Robert Irwin, “Untitled,” 1969, Acrylic paint on shaped acrylic, 53 1/4 in. (135.3 cm) diam., Hirshhorn Museum and Sculpture Garden, Washington, DC. Joseph H. Hirshhorn Purchase Fund, 1986, © 2016 Robert Irwin / Artists Rights Society (ARS), New York, Photo: Cathy Carver

Where does a work of art end? With traditional easel painting, a frame marks the edge of the picture. Outside it, the artwork doesn’t exist. In his series of untitled acrylic discs, such as this one from 1969, California Light and Space movement-artist Robert Irwin challenged that assumption. When the disc is lit, its perimeter dissolves into the space around it. The object, the shadows it casts and the walls of the gallery all become part of the experience.

For Irwin, the question isn’t merely academic.
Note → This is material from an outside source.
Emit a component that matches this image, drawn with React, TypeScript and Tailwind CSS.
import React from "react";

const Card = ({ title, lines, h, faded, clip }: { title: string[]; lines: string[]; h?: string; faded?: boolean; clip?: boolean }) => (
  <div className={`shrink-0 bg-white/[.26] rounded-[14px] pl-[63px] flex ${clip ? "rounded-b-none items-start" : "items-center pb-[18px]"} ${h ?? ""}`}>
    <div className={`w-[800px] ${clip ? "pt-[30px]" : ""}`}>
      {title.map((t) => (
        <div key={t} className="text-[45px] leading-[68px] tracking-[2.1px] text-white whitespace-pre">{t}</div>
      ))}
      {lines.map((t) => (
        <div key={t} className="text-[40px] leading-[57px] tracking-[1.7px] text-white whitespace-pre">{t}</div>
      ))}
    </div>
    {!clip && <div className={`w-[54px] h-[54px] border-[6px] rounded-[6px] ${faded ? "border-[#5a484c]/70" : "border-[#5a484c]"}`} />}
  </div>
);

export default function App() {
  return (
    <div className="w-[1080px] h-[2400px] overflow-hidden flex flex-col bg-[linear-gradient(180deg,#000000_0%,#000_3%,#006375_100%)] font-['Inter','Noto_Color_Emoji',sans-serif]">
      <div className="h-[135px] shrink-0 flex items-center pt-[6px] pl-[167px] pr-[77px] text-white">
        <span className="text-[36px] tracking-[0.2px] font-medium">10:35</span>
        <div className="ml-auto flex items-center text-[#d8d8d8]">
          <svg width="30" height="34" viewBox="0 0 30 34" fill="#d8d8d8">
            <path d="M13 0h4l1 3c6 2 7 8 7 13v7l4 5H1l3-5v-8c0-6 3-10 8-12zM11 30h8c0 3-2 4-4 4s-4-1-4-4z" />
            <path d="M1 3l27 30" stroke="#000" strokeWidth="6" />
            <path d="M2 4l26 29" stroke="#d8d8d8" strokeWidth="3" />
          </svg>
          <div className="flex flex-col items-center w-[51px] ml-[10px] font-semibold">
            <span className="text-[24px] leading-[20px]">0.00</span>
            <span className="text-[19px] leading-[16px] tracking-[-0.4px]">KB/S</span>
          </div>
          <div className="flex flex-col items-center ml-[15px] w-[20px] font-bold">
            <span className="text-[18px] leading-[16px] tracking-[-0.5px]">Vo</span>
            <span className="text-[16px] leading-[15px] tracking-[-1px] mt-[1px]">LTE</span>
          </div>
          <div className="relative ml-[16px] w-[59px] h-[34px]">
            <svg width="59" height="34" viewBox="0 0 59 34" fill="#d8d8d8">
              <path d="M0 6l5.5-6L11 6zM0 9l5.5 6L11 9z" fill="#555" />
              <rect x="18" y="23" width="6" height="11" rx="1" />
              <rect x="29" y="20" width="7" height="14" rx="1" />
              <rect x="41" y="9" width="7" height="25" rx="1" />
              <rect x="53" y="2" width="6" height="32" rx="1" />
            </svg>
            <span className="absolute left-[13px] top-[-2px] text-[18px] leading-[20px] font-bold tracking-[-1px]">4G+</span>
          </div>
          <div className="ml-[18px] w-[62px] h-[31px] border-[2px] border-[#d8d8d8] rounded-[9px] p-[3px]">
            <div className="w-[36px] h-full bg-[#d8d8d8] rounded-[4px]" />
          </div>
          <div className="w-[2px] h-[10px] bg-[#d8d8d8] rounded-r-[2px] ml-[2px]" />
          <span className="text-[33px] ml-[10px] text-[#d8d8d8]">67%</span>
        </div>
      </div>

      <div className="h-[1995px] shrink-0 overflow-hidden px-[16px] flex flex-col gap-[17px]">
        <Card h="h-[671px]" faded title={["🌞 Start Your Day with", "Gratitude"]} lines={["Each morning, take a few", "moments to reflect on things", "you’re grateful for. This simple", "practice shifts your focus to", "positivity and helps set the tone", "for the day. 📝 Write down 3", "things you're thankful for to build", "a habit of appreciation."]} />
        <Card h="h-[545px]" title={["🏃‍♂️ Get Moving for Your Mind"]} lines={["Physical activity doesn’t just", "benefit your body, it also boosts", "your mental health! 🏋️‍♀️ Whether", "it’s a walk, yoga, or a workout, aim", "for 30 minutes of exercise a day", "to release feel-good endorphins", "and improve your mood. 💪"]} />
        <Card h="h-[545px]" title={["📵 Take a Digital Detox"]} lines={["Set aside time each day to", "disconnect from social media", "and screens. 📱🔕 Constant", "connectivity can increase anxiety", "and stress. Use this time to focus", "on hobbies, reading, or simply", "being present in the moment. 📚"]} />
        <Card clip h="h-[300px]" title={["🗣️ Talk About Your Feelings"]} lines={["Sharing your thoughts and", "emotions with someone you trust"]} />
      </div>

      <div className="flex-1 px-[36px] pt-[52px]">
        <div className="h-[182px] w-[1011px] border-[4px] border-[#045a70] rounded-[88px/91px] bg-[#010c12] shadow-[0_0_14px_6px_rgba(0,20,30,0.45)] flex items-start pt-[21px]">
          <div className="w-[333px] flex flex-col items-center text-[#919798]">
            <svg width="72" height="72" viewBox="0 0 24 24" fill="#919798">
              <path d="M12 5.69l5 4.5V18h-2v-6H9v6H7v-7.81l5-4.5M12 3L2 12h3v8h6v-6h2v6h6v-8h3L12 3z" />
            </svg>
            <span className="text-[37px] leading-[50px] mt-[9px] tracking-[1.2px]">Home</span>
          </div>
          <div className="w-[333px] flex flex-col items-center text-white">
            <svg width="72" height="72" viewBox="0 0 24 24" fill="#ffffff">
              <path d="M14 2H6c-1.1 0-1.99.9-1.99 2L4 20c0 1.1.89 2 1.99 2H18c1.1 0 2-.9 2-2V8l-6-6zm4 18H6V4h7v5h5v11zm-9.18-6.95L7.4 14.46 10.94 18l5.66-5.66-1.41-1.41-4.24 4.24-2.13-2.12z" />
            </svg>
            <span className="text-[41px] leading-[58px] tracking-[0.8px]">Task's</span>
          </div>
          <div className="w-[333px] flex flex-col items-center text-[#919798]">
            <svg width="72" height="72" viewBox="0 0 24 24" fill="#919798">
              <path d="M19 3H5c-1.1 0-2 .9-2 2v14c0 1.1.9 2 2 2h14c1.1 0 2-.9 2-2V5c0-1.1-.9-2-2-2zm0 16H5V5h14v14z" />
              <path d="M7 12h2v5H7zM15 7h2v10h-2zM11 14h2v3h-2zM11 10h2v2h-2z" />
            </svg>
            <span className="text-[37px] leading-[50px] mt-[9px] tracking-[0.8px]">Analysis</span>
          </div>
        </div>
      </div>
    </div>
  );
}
By breaking down the barriers between the artwork and the surrounding environment, he leads the viewer to consider all the variables that factor into the act of perception. When we look at this disc, we aren’t seeing only it; we are perceiving ourselves perceiving.

The work can be seen in “Robert Irwin: All the Rules Will Change,” which runs April 7–Sept. 5, 2016, at the Smithsonian’s Hirshhorn Museum and Sculpture Garden.